▶ **DATASET EXTRACT**
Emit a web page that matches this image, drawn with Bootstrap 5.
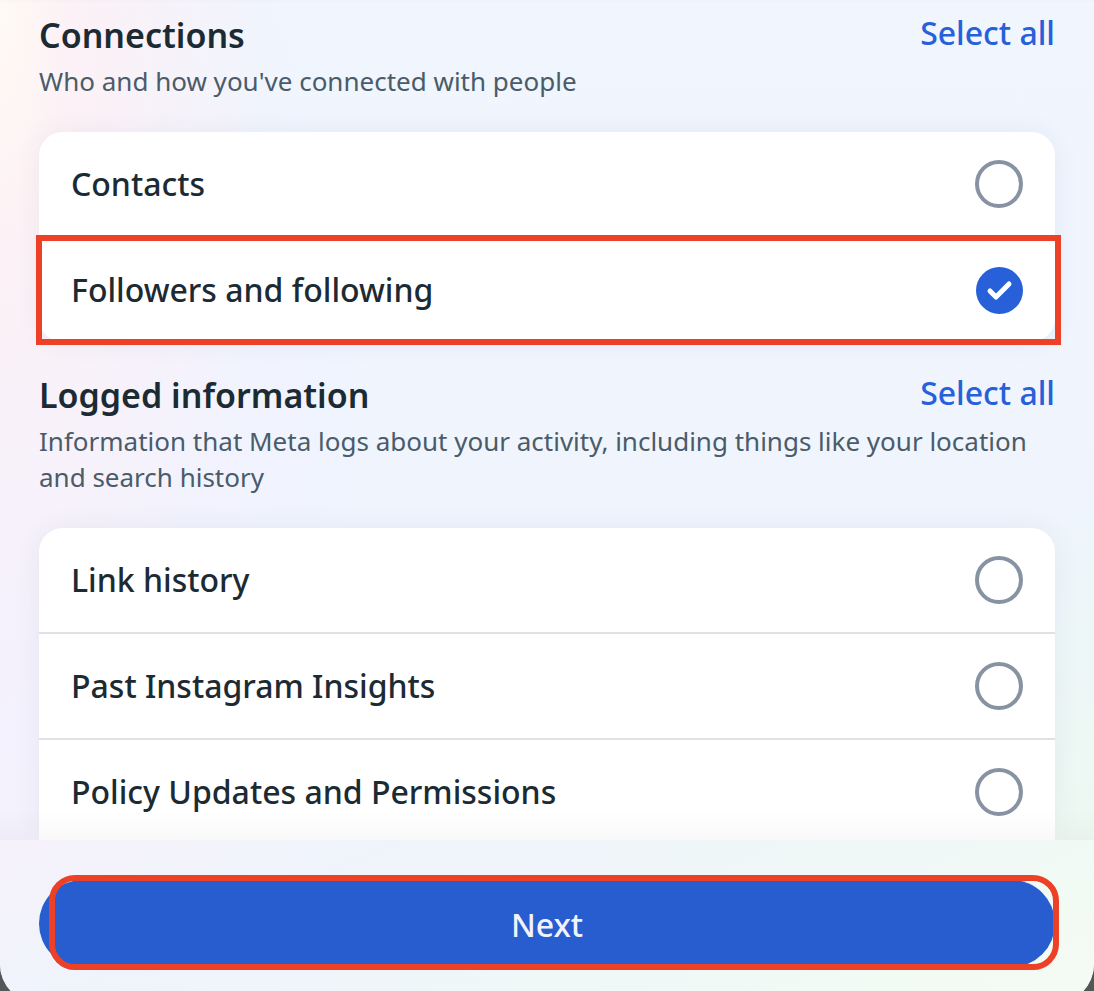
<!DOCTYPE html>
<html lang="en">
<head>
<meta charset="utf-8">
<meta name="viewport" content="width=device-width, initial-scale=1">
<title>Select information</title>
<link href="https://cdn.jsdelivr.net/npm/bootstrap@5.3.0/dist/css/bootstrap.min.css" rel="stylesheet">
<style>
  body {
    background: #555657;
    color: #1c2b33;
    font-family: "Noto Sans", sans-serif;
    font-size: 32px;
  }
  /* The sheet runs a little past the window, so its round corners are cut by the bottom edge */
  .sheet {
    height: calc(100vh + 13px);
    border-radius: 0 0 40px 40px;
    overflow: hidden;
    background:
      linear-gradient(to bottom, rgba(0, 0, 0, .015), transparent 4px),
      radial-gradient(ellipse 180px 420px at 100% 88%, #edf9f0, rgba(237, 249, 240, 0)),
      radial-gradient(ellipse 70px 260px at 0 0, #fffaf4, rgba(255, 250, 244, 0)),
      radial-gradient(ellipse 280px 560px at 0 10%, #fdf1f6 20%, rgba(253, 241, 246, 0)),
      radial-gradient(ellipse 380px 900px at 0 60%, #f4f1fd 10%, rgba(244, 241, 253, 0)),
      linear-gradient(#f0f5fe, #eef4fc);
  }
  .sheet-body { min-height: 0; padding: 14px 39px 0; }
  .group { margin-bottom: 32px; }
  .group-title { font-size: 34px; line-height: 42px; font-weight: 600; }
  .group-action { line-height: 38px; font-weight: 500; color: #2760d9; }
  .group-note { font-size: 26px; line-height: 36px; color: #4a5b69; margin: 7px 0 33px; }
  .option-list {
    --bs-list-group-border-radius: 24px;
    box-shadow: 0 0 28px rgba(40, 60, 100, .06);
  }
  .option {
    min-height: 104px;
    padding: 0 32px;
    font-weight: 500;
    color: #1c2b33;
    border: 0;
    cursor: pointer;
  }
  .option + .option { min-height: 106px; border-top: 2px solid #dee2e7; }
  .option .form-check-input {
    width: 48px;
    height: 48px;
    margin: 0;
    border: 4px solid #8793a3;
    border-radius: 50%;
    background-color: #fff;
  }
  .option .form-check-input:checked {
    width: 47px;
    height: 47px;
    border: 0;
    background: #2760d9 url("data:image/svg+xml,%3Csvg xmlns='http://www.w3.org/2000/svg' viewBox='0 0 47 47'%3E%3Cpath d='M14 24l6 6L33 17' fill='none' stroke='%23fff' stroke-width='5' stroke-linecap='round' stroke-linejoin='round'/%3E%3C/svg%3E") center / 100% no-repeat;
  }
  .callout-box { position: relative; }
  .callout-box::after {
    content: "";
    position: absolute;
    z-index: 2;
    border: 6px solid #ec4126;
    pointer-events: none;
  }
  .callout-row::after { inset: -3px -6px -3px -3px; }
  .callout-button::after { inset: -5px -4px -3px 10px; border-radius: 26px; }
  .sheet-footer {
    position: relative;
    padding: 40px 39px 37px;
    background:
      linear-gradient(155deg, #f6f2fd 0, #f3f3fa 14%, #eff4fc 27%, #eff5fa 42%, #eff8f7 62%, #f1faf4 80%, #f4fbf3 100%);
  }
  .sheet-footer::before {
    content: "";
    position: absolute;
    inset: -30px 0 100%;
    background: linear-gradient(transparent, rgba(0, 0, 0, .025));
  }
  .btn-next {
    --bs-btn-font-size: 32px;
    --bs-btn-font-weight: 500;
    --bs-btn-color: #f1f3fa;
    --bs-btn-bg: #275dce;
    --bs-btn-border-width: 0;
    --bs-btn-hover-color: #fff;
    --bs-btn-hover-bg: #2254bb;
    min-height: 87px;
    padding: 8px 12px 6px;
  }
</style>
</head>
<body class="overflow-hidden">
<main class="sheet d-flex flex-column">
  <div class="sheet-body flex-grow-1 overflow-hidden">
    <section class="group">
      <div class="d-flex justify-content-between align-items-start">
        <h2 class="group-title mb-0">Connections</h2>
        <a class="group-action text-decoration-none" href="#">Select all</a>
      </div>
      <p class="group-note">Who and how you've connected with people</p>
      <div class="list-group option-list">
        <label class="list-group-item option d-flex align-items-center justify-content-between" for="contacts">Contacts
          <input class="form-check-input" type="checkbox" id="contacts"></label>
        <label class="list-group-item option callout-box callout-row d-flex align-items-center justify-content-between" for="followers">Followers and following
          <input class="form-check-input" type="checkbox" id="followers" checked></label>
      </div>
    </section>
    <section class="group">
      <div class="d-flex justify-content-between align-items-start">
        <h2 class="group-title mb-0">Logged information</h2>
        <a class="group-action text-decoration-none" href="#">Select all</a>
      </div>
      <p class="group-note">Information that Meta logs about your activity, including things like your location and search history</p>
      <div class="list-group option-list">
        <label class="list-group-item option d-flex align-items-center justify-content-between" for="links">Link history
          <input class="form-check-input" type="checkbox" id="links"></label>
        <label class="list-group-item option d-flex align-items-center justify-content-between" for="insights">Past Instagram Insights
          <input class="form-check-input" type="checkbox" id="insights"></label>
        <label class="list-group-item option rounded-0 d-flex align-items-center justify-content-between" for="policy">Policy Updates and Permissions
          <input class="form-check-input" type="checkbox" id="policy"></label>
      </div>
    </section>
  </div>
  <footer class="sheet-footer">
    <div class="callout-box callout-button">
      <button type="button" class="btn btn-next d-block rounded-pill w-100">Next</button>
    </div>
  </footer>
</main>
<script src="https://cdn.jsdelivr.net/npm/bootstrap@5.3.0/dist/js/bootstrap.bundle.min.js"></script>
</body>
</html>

▶ **AIM**
Transcribe the full listing character for character. Pictures are excluded.

▶ **WRITTEN ANSWER**
Emit a web page that matches this image, drawn with Bootstrap 5.
<!DOCTYPE html>
<html lang="en">
<head>
<meta charset="utf-8">
<meta name="viewport" content="width=device-width, initial-scale=1">
<title>Select information</title>
<link href="https://cdn.jsdelivr.net/npm/bootstrap@5.3.0/dist/css/bootstrap.min.css" rel="stylesheet">
<style>
  body {
    background: #555657;
    color: #1c2b33;
    font-family: "Noto Sans", sans-serif;
    font-size: 32px;
  }
  /* The sheet runs a little past the window, so its round corners are cut by the bottom edge */
  .sheet {
    height: calc(100vh + 13px);
    border-radius: 0 0 40px 40px;
    overflow: hidden;
    background:
      linear-gradient(to bottom, rgba(0, 0, 0, .015), transparent 4px),
      radial-gradient(ellipse 180px 420px at 100% 88%, #edf9f0, rgba(237, 249, 240, 0)),
      radial-gradient(ellipse 70px 260px at 0 0, #fffaf4, rgba(255, 250, 244, 0)),
      radial-gradient(ellipse 280px 560px at 0 10%, #fdf1f6 20%, rgba(253, 241, 246, 0)),
      radial-gradient(ellipse 380px 900px at 0 60%, #f4f1fd 10%, rgba(244, 241, 253, 0)),
      linear-gradient(#f0f5fe, #eef4fc);
  }
  .sheet-body { min-height: 0; padding: 14px 39px 0; }
  .group { margin-bottom: 32px; }
  .group-title { font-size: 34px; line-height: 42px; font-weight: 600; }
  .group-action { line-height: 38px; font-weight: 500; color: #2760d9; }
  .group-note { font-size: 26px; line-height: 36px; color: #4a5b69; margin: 7px 0 33px; }
  .option-list {
    --bs-list-group-border-radius: 24px;
    box-shadow: 0 0 28px rgba(40, 60, 100, .06);
  }
  .option {
    min-height: 104px;
    padding: 0 32px;
    font-weight: 500;
    color: #1c2b33;
    border: 0;
    cursor: pointer;
  }
  .option + .option { min-height: 106px; border-top: 2px solid #dee2e7; }
  .option .form-check-input {
    width: 48px;
    height: 48px;
    margin: 0;
    border: 4px solid #8793a3;
    border-radius: 50%;
    background-color: #fff;
  }
  .option .form-check-input:checked {
    width: 47px;
    height: 47px;
    border: 0;
    background: #2760d9 url("data:image/svg+xml,%3Csvg xmlns='http://www.w3.org/2000/svg' viewBox='0 0 47 47'%3E%3Cpath d='M14 24l6 6L33 17' fill='none' stroke='%23fff' stroke-width='5' stroke-linecap='round' stroke-linejoin='round'/%3E%3C/svg%3E") center / 100% no-repeat;
  }
  .callout-box { position: relative; }
  .callout-box::after {
    content: "";
    position: absolute;
    z-index: 2;
    border: 6px solid #ec4126;
    pointer-events: none;
  }
  .callout-row::after { inset: -3px -6px -3px -3px; }
  .callout-button::after { inset: -5px -4px -3px 10px; border-radius: 26px; }
  .sheet-footer {
    position: relative;
    padding: 40px 39px 37px;
    background:
      linear-gradient(155deg, #f6f2fd 0, #f3f3fa 14%, #eff4fc 27%, #eff5fa 42%, #eff8f7 62%, #f1faf4 80%, #f4fbf3 100%);
  }
  .sheet-footer::before {
    content: "";
    position: absolute;
    inset: -30px 0 100%;
    background: linear-gradient(transparent, rgba(0, 0, 0, .025));
  }
  .btn-next {
    --bs-btn-font-size: 32px;
    --bs-btn-font-weight: 500;
    --bs-btn-color: #f1f3fa;
    --bs-btn-bg: #275dce;
    --bs-btn-border-width: 0;
    --bs-btn-hover-color: #fff;
    --bs-btn-hover-bg: #2254bb;
    min-height: 87px;
    padding: 8px 12px 6px;
  }
</style>
</head>
<body class="overflow-hidden">
<main class="sheet d-flex flex-column">
  <div class="sheet-body flex-grow-1 overflow-hidden">
    <section class="group">
      <div class="d-flex justify-content-between align-items-start">
        <h2 class="group-title mb-0">Connections</h2>
        <a class="group-action text-decoration-none" href="#">Select all</a>
      </div>
      <p class="group-note">Who and how you've connected with people</p>
      <div class="list-group option-list">
        <label class="list-group-item option d-flex align-items-center justify-content-between" for="contacts">Contacts
          <input class="form-check-input" type="checkbox" id="contacts"></label>
        <label class="list-group-item option callout-box callout-row d-flex align-items-center justify-content-between" for="followers">Followers and following
          <input class="form-check-input" type="checkbox" id="followers" checked></label>
      </div>
    </section>
    <section class="group">
      <div class="d-flex justify-content-between align-items-start">
        <h2 class="group-title mb-0">Logged information</h2>
        <a class="group-action text-decoration-none" href="#">Select all</a>
      </div>
      <p class="group-note">Information that Meta logs about your activity, including things like your location and search history</p>
      <div class="list-group option-list">
        <label class="list-group-item option d-flex align-items-center justify-content-between" for="links">Link history
          <input class="form-check-input" type="checkbox" id="links"></label>
        <label class="list-group-item option d-flex align-items-center justify-content-between" for="insights">Past Instagram Insights
          <input class="form-check-input" type="checkbox" id="insights"></label>
        <label class="list-group-item option rounded-0 d-flex align-items-center justify-content-between" for="policy">Policy Updates and Permissions
          <input class="form-check-input" type="checkbox" id="policy"></label>
      </div>
    </section>
  </div>
  <footer class="sheet-footer">
    <div class="callout-box callout-button">
      <button type="button" class="btn btn-next d-block rounded-pill w-100">Next</button>
    </div>
  </footer>
</main>
<script src="https://cdn.jsdelivr.net/npm/bootstrap@5.3.0/dist/js/bootstrap.bundle.min.js"></script>
</body>
</html>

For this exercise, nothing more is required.